**Your objective:**
Starting at the first line of the listing below, repeat each line up to and including the one containing "type Parking = (typeof parkings)[number];". Leave out pictures.

**Data block:**
[Start]
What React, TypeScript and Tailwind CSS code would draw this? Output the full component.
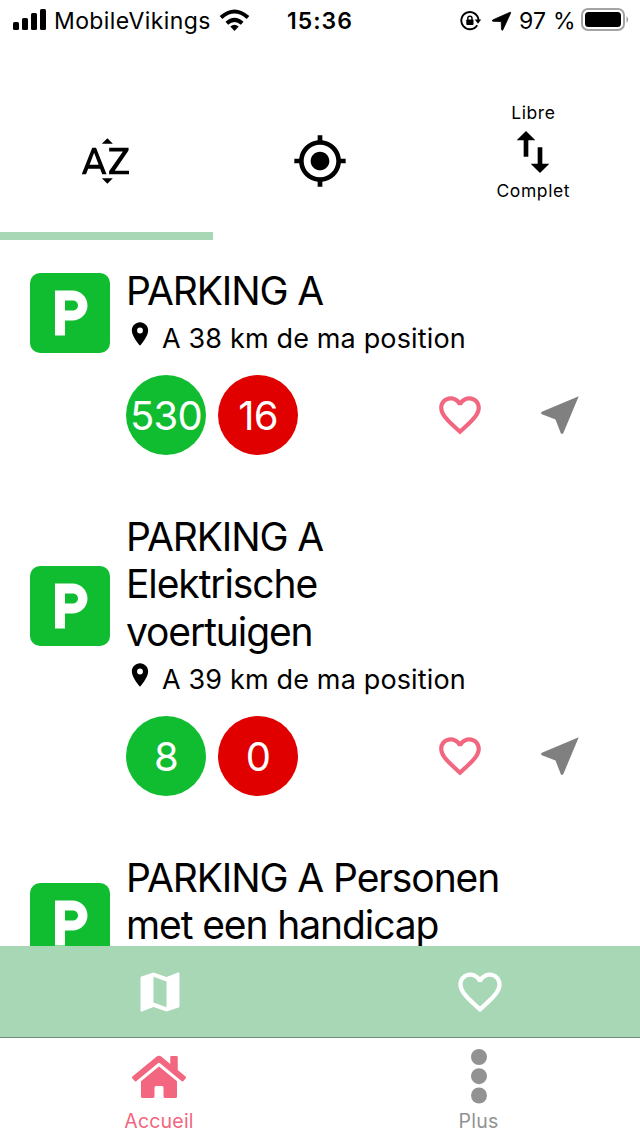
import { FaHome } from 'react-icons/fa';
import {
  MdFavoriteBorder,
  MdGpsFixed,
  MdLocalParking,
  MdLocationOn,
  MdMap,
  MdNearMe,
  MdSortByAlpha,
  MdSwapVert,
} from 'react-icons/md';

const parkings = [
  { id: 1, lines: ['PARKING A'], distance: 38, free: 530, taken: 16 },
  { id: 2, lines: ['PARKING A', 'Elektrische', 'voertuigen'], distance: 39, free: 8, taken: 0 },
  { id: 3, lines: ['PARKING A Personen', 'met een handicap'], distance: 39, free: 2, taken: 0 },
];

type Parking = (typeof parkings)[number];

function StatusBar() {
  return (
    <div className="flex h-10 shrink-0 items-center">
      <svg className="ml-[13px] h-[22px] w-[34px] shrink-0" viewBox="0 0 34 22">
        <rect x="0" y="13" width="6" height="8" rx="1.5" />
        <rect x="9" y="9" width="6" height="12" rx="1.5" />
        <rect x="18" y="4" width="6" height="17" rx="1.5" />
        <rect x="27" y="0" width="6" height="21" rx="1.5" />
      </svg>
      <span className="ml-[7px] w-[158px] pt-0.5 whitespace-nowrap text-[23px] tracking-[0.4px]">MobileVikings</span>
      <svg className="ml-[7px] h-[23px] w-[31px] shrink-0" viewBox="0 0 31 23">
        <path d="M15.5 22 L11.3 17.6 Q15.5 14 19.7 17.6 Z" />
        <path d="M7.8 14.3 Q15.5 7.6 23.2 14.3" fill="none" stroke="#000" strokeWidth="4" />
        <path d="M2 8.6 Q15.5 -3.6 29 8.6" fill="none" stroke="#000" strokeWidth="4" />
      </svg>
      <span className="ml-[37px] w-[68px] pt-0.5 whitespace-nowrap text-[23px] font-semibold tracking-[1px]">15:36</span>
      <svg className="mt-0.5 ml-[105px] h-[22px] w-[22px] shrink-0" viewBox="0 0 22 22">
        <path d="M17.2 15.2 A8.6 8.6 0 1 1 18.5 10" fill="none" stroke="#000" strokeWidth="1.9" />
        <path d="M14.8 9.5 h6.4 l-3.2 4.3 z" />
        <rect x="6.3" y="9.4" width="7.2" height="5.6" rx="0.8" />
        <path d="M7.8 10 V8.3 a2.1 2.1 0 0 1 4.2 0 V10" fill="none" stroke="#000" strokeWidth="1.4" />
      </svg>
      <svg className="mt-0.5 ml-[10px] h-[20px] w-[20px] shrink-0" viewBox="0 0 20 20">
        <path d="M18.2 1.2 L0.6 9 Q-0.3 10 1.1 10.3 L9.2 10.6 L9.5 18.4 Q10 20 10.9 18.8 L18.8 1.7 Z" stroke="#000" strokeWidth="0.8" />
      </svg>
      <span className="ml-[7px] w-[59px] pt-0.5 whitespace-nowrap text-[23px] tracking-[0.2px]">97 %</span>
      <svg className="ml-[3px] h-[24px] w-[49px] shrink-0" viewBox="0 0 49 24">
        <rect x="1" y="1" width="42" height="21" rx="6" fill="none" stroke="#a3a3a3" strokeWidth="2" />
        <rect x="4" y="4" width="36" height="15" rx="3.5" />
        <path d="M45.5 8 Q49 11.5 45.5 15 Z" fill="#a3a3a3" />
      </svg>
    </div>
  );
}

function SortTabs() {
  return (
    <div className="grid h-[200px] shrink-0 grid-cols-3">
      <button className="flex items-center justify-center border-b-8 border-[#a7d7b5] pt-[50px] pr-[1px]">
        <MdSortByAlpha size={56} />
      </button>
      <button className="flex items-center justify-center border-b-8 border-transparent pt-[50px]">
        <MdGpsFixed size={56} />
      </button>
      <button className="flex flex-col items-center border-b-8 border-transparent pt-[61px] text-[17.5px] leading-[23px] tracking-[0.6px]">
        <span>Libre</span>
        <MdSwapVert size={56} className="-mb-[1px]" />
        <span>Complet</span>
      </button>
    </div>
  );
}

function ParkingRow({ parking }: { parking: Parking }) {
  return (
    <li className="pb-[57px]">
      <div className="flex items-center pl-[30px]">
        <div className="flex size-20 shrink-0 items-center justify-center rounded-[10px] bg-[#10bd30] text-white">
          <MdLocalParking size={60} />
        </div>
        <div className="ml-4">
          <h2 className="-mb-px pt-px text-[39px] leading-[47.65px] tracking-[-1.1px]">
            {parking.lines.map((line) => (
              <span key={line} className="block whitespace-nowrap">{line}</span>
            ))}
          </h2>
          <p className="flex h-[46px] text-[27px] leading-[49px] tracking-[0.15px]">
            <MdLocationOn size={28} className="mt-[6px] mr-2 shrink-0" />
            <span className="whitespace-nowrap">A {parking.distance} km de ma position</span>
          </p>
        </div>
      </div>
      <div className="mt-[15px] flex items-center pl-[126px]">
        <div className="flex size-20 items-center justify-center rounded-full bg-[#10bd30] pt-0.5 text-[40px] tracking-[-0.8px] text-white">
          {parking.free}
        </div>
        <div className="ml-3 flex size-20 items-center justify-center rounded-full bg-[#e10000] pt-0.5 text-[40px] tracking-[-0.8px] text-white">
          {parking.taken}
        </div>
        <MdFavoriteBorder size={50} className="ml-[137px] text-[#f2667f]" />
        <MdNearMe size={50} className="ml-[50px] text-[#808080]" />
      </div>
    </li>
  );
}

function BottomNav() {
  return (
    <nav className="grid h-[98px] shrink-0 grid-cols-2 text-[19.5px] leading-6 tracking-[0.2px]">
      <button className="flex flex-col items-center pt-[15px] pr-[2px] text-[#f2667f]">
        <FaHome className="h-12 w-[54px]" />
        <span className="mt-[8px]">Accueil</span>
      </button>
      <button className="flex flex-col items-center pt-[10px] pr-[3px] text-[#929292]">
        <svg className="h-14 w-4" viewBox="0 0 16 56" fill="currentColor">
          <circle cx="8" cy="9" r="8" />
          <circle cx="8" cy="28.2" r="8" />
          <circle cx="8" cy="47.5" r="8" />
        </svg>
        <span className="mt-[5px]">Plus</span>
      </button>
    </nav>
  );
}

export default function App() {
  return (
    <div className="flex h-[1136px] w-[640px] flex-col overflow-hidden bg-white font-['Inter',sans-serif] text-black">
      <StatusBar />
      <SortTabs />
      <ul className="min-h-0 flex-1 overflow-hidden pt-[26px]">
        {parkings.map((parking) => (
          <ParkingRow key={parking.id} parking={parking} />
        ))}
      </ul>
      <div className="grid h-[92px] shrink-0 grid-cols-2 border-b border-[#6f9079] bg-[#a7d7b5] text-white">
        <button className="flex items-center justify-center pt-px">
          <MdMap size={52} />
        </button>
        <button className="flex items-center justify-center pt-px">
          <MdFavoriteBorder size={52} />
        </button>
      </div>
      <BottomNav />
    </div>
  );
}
[End]
**Exercise answer:**
What React, TypeScript and Tailwind CSS code would draw this? Output the full component.
import { FaHome } from 'react-icons/fa';
import {
  MdFavoriteBorder,
  MdGpsFixed,
  MdLocalParking,
  MdLocationOn,
  MdMap,
  MdNearMe,
  MdSortByAlpha,
  MdSwapVert,
} from 'react-icons/md';

const parkings = [
  { id: 1, lines: ['PARKING A'], distance: 38, free: 530, taken: 16 },
  { id: 2, lines: ['PARKING A', 'Elektrische', 'voertuigen'], distance: 39, free: 8, taken: 0 },
  { id: 3, lines: ['PARKING A Personen', 'met een handicap'], distance: 39, free: 2, taken: 0 },
];

type Parking = (typeof parkings)[number];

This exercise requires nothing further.